> **Challenge**
Each line of the listing must be transcribed exactly, except for the images, which should be excluded.

• • • • • • •

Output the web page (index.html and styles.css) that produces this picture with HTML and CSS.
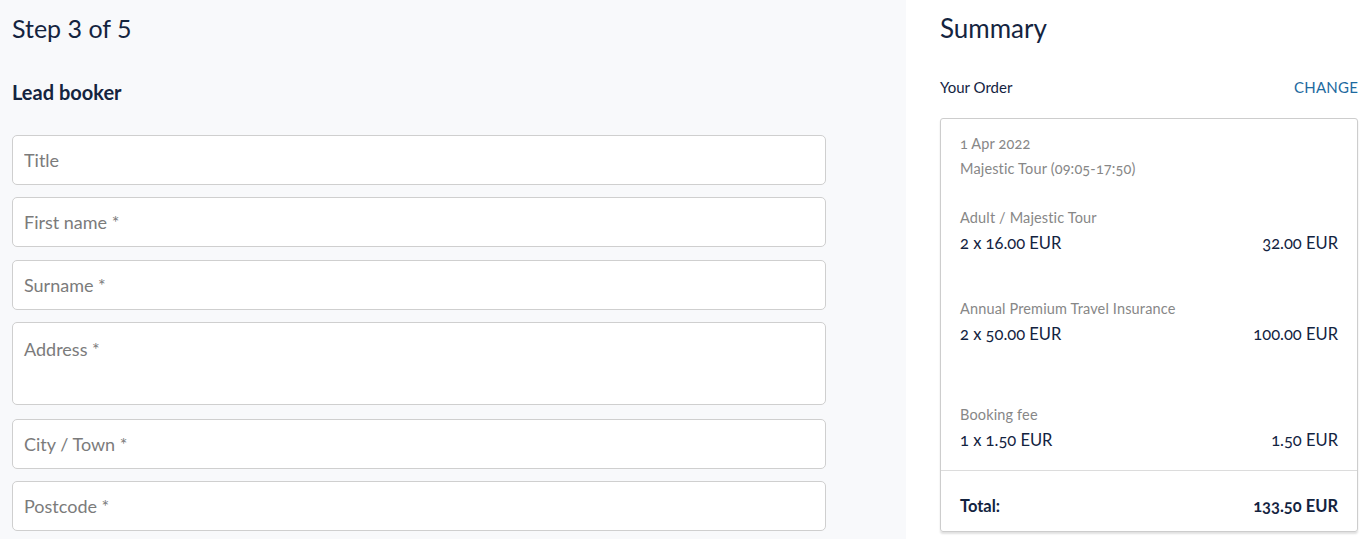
FILE: index.html
```html
<!DOCTYPE html>
<html>
<head>
<meta charset="utf-8">
<link rel="stylesheet" href="styles.css">
</head>
<body>
<div class="page">
  <main class="form-panel">
    <h1 class="step">Step 3 of 5</h1>
    <h2 class="section">Lead booker</h2>
    <div class="fields">
      <input class="field" type="text" placeholder="Title">
      <input class="field" type="text" placeholder="First name *">
      <input class="field" type="text" placeholder="Surname *">
      <textarea class="field area" placeholder="Address *"></textarea>
      <input class="field" type="text" placeholder="City / Town *">
      <input class="field" type="text" placeholder="Postcode *">
    </div>
  </main>
  <aside class="summary">
    <h1 class="summary-title">Summary</h1>
    <div class="order-head">
      <span>Your Order</span>
      <a class="change">CHANGE</a>
    </div>
    <div class="order-box">
      <div class="order-body">
        <div class="muted">1 Apr 2022</div>
        <div class="muted">Majestic Tour (09:05-17:50)</div>
        <div class="item item-first">
          <div class="muted">Adult / Majestic Tour</div>
          <div class="row"><span>2 x 16.00 EUR</span><span>32.00 EUR</span></div>
        </div>
        <div class="item item-ins">
          <div class="muted">Annual Premium Travel Insurance</div>
          <div class="row"><span>2 x 50.00 EUR</span><span>100.00 EUR</span></div>
        </div>
        <div class="item item-fee">
          <div class="muted">Booking fee</div>
          <div class="row"><span>1 x 1.50 EUR</span><span>1.50 EUR</span></div>
        </div>
      </div>
      <div class="total row"><span>Total:</span><span>133.50 EUR</span></div>
    </div>
  </aside>
</div>
</body>
</html>
```

FILE: styles.css
```css
* { box-sizing: border-box; }
html, body { margin: 0; padding: 0; }
body {
  font-family: Lato, "Open Sans", sans-serif;
  color: #13233f;
  background: #fff;
  height: 539px;
  overflow: hidden;
}
.page {
  display: grid;
  grid-template-columns: 906px 1fr;
  height: 539px;
}
.form-panel {
  background: #f8f9fb;
  padding: 12px 80px 0 12px;
}
.step {
  margin: 0;
  font-size: 25px;
  font-weight: 400;
  line-height: 32px;
  color: #14243f;
}
.section {
  margin: 36px 0 0;
  font-size: 20px;
  font-weight: 700;
  line-height: 24px;
  color: #14243f;
}
.fields {
  display: flex;
  flex-direction: column;
  gap: 12.4px;
  margin-top: 31px;
}
.field {
  display: block;
  width: 814px;
  height: 50px;
  border: 1px solid #cfcfcf;
  border-radius: 5px;
  background: #fff;
  padding: 0 11px;
  font-family: Lato, sans-serif;
  font-size: 18px;
  color: #333;
  outline: none;
}
.field::placeholder { color: #7b7b7b; opacity: 1; }
.area {
  height: 83px;
  resize: none;
  padding-top: 14px;
  line-height: 24px;
  margin-bottom: 1px;
}
.summary {
  padding: 12px 5px 0 34px;
  font-feature-settings: "onum" 1;
}
.summary-title {
  margin: 0;
  font-size: 26px;
  font-weight: 400;
  line-height: 32px;
  color: #14243f;
}
.order-head {
  display: flex;
  justify-content: space-between;
  margin-top: 33px;
  font-size: 15px;
  line-height: 20px;
}
.change { color: #1d6aa0; font-size: 15px; letter-spacing: 0.2px; }
.order-box {
  margin-top: 21px;
  border: 1px solid #cdcdcd;
  border-radius: 3px;
  box-shadow: 0 2px 2px rgba(0,0,0,0.12);
  height: 414px;
  display: flex;
  flex-direction: column;
}
.order-body {
  padding: 12px 19px 0 19px;
  height: 352px;
}
.muted {
  color: #878787;
  font-size: 14.5px;
  line-height: 25px;
  letter-spacing: 0.15px;
}
.row {
  display: flex;
  justify-content: space-between;
  font-size: 16.5px;
  line-height: 26px;
  color: #13233f;
}
.item-first { margin-top: 24px; }
.item-ins { margin-top: 40px; }
.item-fee { margin-top: 55px; }
.total {
  border-top: 1px solid #dcdcdc;
  padding: 22px 19px 0 19px;
  font-weight: 700;
  height: 61px;
}
```
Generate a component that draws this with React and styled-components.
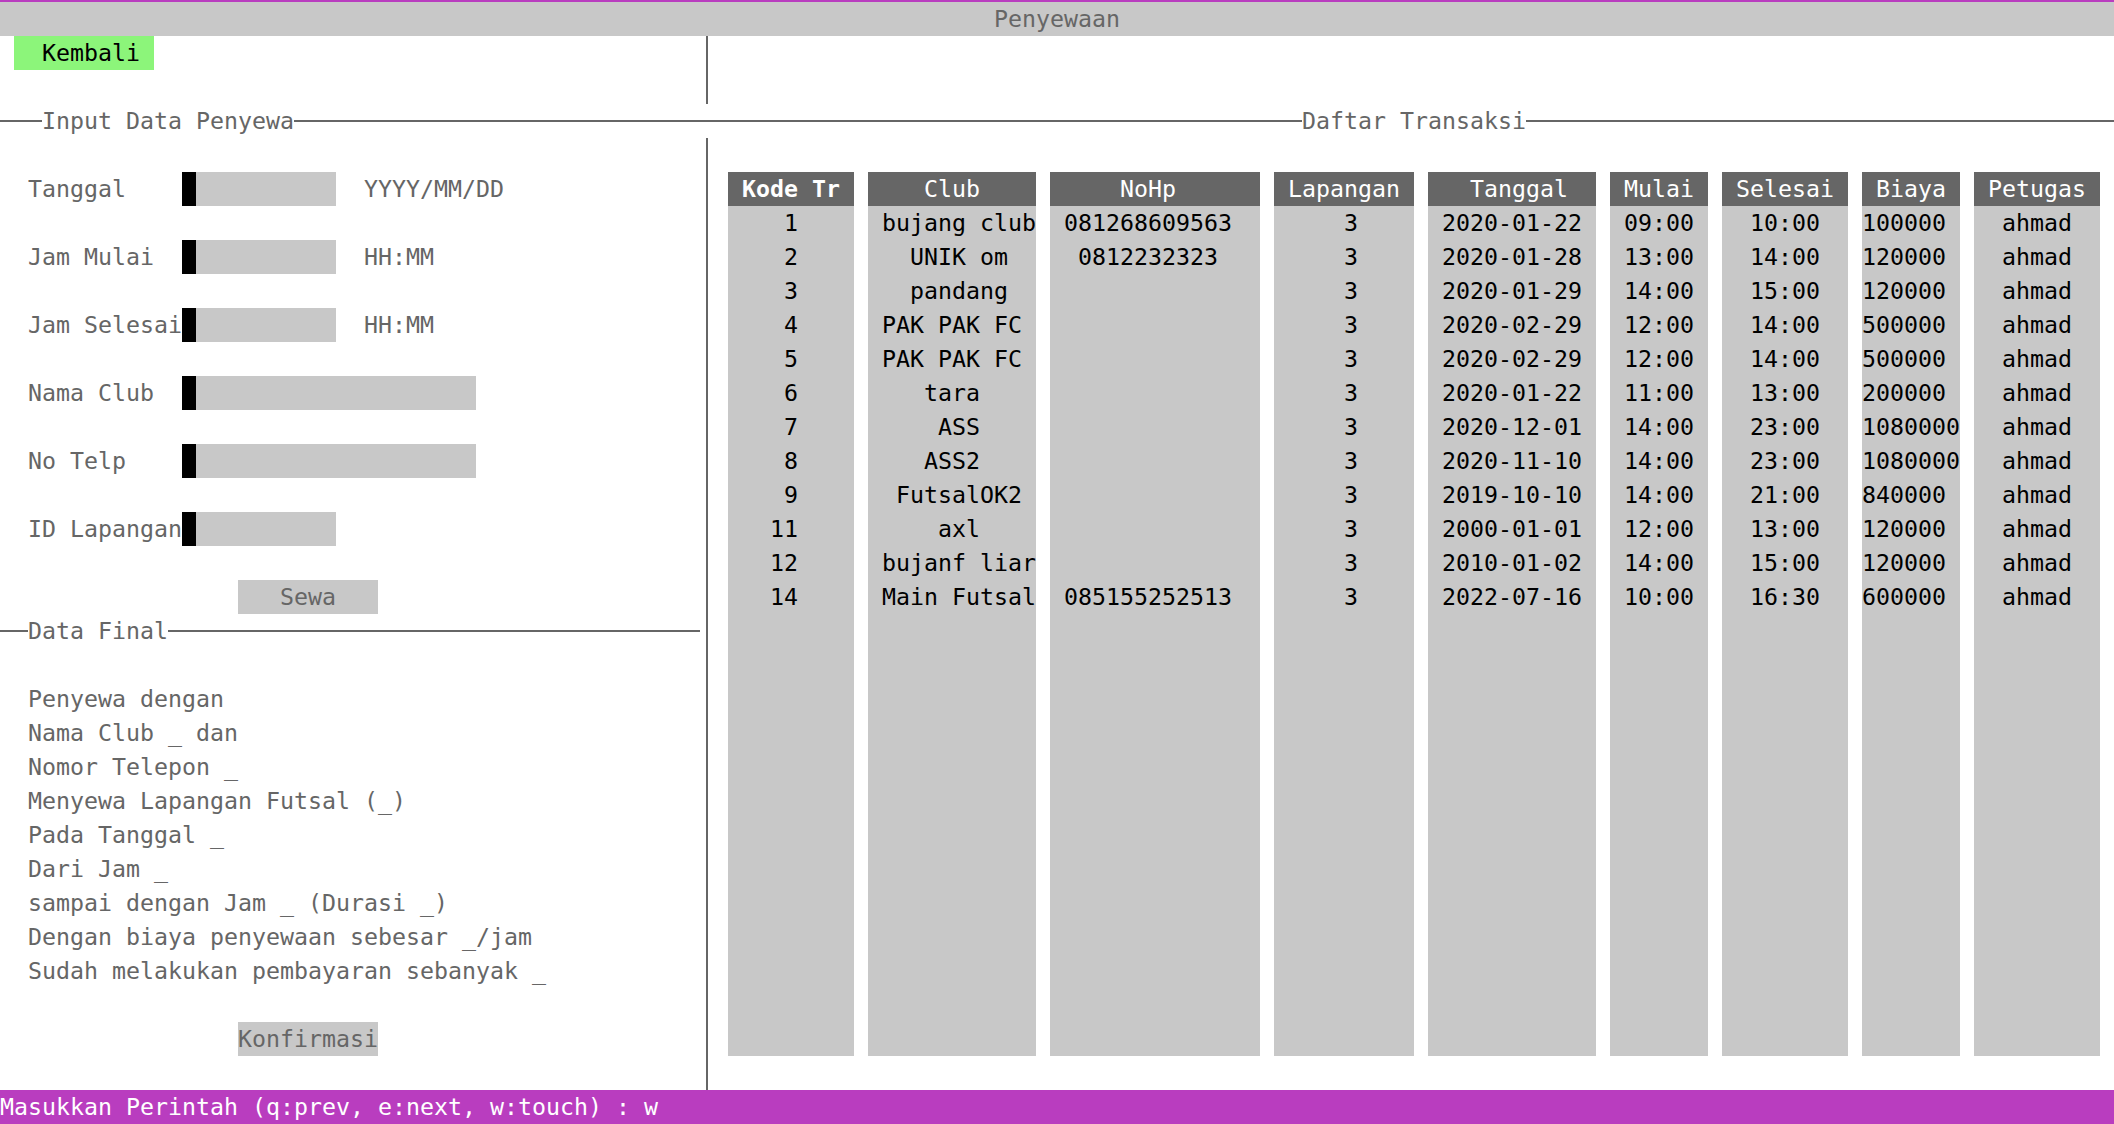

• • • • • • •

> **Response for this exercise**
Output the web page (index.html and styles.css) that produces this picture with HTML and CSS.
FILE: index.html
```html
<!DOCTYPE html>
<html>
<head>
<meta charset="utf-8">
<link rel="stylesheet" href="styles.css">
</head>
<body>
<div class="page">
  <main class="form-panel">
    <h1 class="step">Step 3 of 5</h1>
    <h2 class="section">Lead booker</h2>
    <div class="fields">
      <input class="field" type="text" placeholder="Title">
      <input class="field" type="text" placeholder="First name *">
      <input class="field" type="text" placeholder="Surname *">
      <textarea class="field area" placeholder="Address *"></textarea>
      <input class="field" type="text" placeholder="City / Town *">
      <input class="field" type="text" placeholder="Postcode *">
    </div>
  </main>
  <aside class="summary">
    <h1 class="summary-title">Summary</h1>
    <div class="order-head">
      <span>Your Order</span>
      <a class="change">CHANGE</a>
    </div>
    <div class="order-box">
      <div class="order-body">
        <div class="muted">1 Apr 2022</div>
        <div class="muted">Majestic Tour (09:05-17:50)</div>
        <div class="item item-first">
          <div class="muted">Adult / Majestic Tour</div>
          <div class="row"><span>2 x 16.00 EUR</span><span>32.00 EUR</span></div>
        </div>
        <div class="item item-ins">
          <div class="muted">Annual Premium Travel Insurance</div>
          <div class="row"><span>2 x 50.00 EUR</span><span>100.00 EUR</span></div>
        </div>
        <div class="item item-fee">
          <div class="muted">Booking fee</div>
          <div class="row"><span>1 x 1.50 EUR</span><span>1.50 EUR</span></div>
        </div>
      </div>
      <div class="total row"><span>Total:</span><span>133.50 EUR</span></div>
    </div>
  </aside>
</div>
</body>
</html>
```

FILE: styles.css
```css
* { box-sizing: border-box; }
html, body { margin: 0; padding: 0; }
body {
  font-family: Lato, "Open Sans", sans-serif;
  color: #13233f;
  background: #fff;
  height: 539px;
  overflow: hidden;
}
.page {
  display: grid;
  grid-template-columns: 906px 1fr;
  height: 539px;
}
.form-panel {
  background: #f8f9fb;
  padding: 12px 80px 0 12px;
}
.step {
  margin: 0;
  font-size: 25px;
  font-weight: 400;
  line-height: 32px;
  color: #14243f;
}
.section {
  margin: 36px 0 0;
  font-size: 20px;
  font-weight: 700;
  line-height: 24px;
  color: #14243f;
}
.fields {
  display: flex;
  flex-direction: column;
  gap: 12.4px;
  margin-top: 31px;
}
.field {
  display: block;
  width: 814px;
  height: 50px;
  border: 1px solid #cfcfcf;
  border-radius: 5px;
  background: #fff;
  padding: 0 11px;
  font-family: Lato, sans-serif;
  font-size: 18px;
  color: #333;
  outline: none;
}
.field::placeholder { color: #7b7b7b; opacity: 1; }
.area {
  height: 83px;
  resize: none;
  padding-top: 14px;
  line-height: 24px;
  margin-bottom: 1px;
}
.summary {
  padding: 12px 5px 0 34px;
  font-feature-settings: "onum" 1;
}
.summary-title {
  margin: 0;
  font-size: 26px;
  font-weight: 400;
  line-height: 32px;
  color: #14243f;
}
.order-head {
  display: flex;
  justify-content: space-between;
  margin-top: 33px;
  font-size: 15px;
  line-height: 20px;
}
.change { color: #1d6aa0; font-size: 15px; letter-spacing: 0.2px; }
.order-box {
  margin-top: 21px;
  border: 1px solid #cdcdcd;
  border-radius: 3px;
  box-shadow: 0 2px 2px rgba(0,0,0,0.12);
  height: 414px;
  display: flex;
  flex-direction: column;
}
.order-body {
  padding: 12px 19px 0 19px;
  height: 352px;
}
.muted {
  color: #878787;
  font-size: 14.5px;
  line-height: 25px;
  letter-spacing: 0.15px;
}
.row {
  display: flex;
  justify-content: space-between;
  font-size: 16.5px;
  line-height: 26px;
  color: #13233f;
}
.item-first { margin-top: 24px; }
.item-ins { margin-top: 40px; }
.item-fee { margin-top: 55px; }
.total {
  border-top: 1px solid #dcdcdc;
  padding: 22px 19px 0 19px;
  font-weight: 700;
  height: 61px;
}
```
Generate a component that draws this with React and styled-components.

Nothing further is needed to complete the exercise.